[The records start]

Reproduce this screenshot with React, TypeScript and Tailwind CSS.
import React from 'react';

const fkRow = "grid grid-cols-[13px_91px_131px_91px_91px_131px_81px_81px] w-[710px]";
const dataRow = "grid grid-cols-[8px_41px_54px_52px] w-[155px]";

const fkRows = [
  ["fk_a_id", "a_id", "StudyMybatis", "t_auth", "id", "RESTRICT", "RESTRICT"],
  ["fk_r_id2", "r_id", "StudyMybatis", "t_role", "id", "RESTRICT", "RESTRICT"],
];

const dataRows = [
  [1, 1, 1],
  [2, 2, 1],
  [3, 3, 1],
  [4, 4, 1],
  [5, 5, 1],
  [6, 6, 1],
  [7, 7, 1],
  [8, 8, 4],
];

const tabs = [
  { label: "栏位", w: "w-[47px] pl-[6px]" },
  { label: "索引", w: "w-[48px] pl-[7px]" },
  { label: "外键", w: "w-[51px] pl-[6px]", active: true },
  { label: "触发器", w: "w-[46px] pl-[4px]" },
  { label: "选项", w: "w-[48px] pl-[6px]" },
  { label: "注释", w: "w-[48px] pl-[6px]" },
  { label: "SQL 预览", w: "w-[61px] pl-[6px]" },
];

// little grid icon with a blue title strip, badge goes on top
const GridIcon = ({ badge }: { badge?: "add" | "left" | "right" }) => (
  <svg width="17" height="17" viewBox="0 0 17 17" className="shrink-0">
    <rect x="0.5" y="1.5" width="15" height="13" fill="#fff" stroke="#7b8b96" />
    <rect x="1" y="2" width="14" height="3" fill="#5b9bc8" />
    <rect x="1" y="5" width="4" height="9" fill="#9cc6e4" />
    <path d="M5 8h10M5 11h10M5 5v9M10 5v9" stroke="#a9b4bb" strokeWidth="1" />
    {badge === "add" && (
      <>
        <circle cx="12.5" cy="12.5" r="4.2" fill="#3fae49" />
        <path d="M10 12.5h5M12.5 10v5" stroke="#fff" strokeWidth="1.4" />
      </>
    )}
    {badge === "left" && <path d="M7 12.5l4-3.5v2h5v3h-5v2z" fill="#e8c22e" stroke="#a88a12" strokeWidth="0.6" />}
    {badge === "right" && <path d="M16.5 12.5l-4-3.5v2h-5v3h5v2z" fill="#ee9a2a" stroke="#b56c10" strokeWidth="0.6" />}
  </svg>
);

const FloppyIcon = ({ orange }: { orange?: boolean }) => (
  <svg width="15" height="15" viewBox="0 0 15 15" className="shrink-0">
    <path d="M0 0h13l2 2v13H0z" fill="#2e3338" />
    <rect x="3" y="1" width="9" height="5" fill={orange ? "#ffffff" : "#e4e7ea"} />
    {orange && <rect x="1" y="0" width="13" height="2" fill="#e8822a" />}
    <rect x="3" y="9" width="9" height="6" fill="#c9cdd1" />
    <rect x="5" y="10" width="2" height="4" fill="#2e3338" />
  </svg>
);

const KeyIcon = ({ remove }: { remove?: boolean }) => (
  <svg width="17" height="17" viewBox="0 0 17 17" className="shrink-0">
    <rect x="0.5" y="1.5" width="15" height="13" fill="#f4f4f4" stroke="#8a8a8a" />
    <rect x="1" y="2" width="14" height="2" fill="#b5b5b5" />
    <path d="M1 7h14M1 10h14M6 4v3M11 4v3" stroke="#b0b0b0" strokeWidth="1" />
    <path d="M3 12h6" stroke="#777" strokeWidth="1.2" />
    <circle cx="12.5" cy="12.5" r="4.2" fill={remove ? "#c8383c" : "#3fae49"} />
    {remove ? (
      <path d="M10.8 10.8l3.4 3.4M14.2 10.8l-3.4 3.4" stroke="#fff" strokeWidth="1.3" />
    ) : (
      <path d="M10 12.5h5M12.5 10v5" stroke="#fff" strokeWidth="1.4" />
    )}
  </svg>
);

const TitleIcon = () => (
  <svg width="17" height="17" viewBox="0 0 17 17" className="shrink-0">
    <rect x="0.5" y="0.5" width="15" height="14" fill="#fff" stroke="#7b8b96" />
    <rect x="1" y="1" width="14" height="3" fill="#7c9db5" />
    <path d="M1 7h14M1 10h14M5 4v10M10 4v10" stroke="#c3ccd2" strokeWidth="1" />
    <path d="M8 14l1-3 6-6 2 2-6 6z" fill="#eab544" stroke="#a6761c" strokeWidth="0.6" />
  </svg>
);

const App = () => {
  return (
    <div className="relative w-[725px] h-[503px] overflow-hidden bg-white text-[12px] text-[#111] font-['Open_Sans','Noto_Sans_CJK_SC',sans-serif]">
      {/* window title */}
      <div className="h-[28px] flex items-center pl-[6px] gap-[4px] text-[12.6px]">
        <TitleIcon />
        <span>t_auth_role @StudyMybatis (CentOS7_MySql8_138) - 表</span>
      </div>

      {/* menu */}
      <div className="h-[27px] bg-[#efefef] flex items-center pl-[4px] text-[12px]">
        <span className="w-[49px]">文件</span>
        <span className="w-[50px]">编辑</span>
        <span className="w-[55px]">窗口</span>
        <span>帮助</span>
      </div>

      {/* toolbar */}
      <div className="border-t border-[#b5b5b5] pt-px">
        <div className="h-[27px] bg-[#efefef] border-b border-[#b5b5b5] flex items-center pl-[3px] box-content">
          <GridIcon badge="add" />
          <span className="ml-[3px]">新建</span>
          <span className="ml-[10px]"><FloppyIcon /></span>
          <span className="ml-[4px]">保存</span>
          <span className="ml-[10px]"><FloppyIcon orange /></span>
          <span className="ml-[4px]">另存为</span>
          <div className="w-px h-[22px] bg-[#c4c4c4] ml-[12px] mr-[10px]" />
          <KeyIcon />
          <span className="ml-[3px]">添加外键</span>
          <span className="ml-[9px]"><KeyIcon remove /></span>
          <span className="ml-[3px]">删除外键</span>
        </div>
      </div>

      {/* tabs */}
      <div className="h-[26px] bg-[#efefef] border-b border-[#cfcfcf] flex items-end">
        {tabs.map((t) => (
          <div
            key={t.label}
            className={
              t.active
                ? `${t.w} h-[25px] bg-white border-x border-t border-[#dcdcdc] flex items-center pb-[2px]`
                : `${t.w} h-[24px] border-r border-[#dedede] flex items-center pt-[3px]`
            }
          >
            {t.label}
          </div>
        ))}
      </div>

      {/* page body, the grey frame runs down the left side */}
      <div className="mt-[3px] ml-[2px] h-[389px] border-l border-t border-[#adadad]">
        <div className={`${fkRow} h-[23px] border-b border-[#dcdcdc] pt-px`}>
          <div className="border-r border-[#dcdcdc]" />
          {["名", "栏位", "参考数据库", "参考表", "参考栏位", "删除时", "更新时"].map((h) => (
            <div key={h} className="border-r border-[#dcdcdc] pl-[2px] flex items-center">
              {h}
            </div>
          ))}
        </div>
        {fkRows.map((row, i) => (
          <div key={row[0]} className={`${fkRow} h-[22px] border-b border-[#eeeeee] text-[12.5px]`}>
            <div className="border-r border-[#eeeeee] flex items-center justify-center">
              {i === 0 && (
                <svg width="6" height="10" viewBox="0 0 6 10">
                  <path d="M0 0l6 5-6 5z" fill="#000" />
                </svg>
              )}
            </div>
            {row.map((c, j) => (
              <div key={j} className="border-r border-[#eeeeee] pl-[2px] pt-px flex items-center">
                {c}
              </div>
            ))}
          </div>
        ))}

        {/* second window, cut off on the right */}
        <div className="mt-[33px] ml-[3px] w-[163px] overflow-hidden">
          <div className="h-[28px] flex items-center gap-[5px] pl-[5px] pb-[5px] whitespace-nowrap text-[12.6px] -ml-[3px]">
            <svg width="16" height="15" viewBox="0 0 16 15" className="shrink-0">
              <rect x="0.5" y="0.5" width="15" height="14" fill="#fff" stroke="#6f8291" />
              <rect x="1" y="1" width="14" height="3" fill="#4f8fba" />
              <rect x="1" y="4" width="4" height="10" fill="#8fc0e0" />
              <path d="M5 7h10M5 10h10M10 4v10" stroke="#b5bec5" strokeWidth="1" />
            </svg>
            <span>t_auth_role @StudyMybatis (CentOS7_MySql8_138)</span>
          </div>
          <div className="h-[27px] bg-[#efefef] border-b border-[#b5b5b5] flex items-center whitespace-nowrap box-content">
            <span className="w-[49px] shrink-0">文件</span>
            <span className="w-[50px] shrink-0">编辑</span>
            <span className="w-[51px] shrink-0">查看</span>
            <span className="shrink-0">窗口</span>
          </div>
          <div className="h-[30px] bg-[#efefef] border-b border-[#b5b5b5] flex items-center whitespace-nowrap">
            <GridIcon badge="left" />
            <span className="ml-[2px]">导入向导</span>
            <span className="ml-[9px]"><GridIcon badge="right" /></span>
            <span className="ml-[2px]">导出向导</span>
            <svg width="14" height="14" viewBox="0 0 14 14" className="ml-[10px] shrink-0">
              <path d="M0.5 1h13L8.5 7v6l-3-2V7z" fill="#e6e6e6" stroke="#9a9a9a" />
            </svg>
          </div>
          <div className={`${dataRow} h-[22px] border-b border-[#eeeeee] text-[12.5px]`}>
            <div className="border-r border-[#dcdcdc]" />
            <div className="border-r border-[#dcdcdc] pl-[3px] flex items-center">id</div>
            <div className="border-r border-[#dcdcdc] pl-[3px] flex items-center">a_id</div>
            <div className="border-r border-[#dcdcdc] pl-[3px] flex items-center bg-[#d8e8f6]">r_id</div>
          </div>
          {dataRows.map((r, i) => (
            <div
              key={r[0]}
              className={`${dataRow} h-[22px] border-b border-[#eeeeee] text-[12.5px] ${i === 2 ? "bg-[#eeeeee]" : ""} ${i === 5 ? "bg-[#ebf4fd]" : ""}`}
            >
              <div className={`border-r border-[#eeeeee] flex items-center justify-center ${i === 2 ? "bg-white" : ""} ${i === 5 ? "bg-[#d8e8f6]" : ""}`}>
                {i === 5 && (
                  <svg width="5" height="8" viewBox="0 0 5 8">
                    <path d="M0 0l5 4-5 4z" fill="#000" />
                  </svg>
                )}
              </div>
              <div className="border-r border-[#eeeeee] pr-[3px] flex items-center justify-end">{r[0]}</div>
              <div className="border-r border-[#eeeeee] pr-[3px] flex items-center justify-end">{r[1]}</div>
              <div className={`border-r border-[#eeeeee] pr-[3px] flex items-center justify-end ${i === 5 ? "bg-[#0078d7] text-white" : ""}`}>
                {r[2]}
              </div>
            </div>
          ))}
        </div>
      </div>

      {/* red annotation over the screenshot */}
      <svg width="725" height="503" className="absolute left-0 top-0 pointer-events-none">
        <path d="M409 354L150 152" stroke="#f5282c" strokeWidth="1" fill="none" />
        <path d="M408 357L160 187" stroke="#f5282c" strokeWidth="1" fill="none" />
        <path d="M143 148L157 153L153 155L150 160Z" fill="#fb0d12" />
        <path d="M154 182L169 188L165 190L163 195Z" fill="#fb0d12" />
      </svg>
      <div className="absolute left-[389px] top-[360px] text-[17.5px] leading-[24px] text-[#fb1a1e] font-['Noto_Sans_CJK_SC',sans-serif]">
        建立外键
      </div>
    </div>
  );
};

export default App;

[The records end]
[The records start]

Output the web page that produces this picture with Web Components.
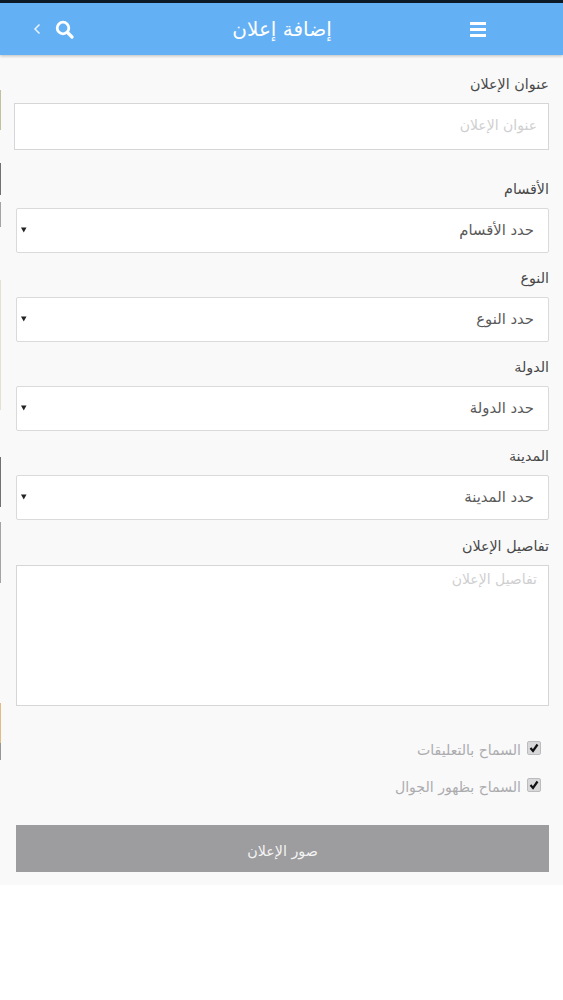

[The records end]
[The records start]

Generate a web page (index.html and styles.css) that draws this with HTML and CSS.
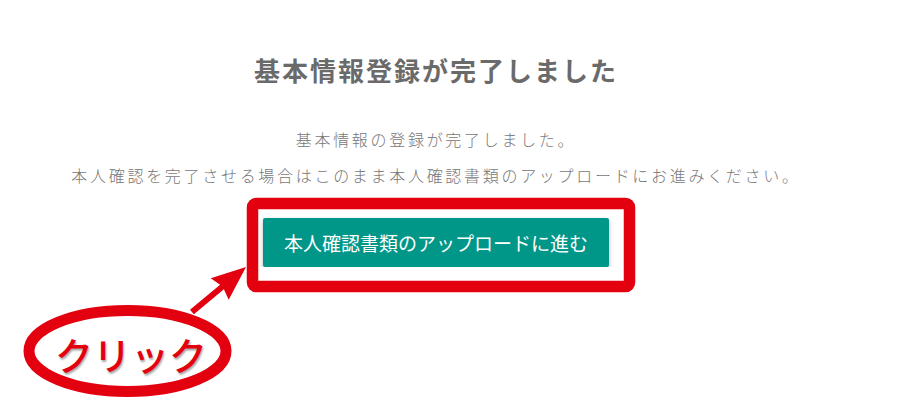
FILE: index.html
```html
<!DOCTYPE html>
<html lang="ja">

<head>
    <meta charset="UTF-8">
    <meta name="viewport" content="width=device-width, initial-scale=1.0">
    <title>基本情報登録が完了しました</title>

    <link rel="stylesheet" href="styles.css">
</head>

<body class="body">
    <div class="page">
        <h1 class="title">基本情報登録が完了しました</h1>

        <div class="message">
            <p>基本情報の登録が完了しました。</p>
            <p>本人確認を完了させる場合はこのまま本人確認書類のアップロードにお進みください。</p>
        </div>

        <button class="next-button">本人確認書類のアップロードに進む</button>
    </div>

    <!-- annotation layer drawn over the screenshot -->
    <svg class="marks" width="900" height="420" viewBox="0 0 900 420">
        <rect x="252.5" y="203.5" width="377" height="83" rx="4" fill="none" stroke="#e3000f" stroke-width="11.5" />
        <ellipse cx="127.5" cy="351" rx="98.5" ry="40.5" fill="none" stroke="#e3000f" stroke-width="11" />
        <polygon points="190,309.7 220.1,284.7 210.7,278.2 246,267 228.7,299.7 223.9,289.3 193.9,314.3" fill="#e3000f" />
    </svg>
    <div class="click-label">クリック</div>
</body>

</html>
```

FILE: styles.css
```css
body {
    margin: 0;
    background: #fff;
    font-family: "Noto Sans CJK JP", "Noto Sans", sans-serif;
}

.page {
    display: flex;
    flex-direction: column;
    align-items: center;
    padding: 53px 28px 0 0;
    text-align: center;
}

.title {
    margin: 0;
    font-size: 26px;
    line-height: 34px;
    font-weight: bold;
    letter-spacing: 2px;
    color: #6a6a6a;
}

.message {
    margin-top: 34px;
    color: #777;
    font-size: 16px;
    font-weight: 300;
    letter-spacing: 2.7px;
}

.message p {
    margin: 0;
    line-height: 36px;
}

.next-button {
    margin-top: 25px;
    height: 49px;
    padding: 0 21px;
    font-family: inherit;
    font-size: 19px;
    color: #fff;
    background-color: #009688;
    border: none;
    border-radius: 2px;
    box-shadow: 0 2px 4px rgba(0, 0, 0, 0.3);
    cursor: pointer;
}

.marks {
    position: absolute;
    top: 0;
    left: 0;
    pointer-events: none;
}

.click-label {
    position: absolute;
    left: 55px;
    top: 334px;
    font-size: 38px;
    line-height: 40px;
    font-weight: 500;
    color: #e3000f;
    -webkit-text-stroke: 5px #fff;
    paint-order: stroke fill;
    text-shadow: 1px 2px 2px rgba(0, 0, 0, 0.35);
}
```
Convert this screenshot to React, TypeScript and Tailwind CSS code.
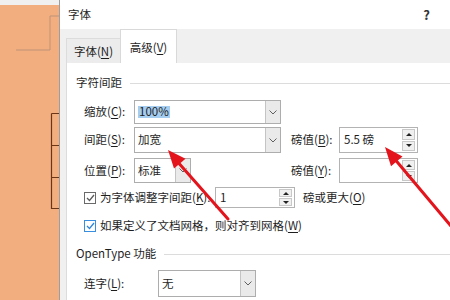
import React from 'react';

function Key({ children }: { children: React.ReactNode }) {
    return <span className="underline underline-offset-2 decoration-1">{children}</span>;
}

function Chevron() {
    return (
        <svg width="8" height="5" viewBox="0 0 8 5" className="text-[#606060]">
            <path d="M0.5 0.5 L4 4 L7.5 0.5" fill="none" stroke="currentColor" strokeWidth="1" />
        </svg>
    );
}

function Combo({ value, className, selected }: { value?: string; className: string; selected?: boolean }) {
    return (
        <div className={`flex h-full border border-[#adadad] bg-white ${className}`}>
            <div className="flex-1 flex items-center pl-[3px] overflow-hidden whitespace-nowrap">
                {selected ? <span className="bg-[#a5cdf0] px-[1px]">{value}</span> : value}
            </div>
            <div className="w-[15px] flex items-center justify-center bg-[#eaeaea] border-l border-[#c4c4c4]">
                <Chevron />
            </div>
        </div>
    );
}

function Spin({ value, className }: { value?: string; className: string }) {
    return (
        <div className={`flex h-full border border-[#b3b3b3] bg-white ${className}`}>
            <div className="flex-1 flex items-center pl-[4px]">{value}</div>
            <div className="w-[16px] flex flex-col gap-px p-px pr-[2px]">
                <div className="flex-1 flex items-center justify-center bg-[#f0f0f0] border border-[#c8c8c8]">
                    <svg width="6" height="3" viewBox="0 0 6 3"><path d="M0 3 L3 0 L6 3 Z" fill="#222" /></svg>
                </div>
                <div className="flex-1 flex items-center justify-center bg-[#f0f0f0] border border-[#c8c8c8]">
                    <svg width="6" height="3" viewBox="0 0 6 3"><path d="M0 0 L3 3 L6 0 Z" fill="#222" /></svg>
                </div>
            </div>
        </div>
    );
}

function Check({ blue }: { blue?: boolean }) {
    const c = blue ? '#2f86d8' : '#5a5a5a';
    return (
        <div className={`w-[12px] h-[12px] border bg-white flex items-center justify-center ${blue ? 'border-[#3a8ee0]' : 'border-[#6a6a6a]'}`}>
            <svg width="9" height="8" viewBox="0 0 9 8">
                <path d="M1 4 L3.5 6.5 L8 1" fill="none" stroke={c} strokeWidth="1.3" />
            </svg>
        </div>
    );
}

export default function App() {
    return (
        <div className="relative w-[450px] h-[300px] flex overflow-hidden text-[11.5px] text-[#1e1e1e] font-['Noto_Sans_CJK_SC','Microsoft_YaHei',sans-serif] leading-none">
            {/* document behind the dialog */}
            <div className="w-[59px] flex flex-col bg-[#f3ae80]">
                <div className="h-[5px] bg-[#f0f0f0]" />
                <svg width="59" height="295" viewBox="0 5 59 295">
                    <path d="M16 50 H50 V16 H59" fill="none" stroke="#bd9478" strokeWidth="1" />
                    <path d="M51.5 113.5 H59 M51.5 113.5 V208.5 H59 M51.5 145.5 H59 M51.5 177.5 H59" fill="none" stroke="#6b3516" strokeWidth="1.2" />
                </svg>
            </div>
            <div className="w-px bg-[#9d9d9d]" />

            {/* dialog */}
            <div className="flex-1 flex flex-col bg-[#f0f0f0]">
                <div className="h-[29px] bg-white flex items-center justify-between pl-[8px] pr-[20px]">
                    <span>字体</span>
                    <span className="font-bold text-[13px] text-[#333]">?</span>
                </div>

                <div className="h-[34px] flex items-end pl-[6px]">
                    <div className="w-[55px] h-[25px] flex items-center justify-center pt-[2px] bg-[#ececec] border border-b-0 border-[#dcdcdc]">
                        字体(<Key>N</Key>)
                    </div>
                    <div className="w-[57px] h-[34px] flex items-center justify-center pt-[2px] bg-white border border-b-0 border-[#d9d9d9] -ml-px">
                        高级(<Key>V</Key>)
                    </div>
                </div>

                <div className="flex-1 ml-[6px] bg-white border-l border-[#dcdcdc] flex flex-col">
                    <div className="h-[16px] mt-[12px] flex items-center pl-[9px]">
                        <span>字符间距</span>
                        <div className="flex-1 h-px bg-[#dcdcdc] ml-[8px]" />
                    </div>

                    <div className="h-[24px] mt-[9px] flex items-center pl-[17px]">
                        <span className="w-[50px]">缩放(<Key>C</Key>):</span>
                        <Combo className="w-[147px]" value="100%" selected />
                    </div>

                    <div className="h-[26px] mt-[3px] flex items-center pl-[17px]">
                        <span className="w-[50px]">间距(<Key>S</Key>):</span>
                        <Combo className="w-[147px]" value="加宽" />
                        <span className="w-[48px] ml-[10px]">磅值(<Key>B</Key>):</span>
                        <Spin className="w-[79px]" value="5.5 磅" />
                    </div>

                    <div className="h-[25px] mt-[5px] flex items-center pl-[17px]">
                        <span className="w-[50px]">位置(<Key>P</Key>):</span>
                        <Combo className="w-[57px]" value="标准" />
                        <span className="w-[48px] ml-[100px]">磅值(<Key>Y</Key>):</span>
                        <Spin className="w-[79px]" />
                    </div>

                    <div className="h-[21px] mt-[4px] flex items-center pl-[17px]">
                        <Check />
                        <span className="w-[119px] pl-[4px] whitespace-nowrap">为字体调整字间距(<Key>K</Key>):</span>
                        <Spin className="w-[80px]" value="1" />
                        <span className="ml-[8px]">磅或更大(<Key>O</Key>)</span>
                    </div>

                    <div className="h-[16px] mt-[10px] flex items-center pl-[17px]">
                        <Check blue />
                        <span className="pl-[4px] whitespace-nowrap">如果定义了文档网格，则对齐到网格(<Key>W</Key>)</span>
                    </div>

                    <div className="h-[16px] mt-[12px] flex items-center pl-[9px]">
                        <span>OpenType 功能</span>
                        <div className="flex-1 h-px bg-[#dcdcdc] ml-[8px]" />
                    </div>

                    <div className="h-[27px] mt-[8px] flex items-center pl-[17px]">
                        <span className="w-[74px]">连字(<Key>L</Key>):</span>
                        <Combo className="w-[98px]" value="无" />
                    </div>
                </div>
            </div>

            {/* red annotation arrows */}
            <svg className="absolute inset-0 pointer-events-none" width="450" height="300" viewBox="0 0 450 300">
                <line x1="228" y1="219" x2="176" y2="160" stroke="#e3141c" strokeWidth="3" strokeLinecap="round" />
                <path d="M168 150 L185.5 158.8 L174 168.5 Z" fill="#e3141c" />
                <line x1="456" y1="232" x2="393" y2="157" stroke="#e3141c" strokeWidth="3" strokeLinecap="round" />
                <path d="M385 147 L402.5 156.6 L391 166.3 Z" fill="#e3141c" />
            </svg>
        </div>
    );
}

[The records end]

How many lines in the records hold the string "that"? Reply with the number alone.

2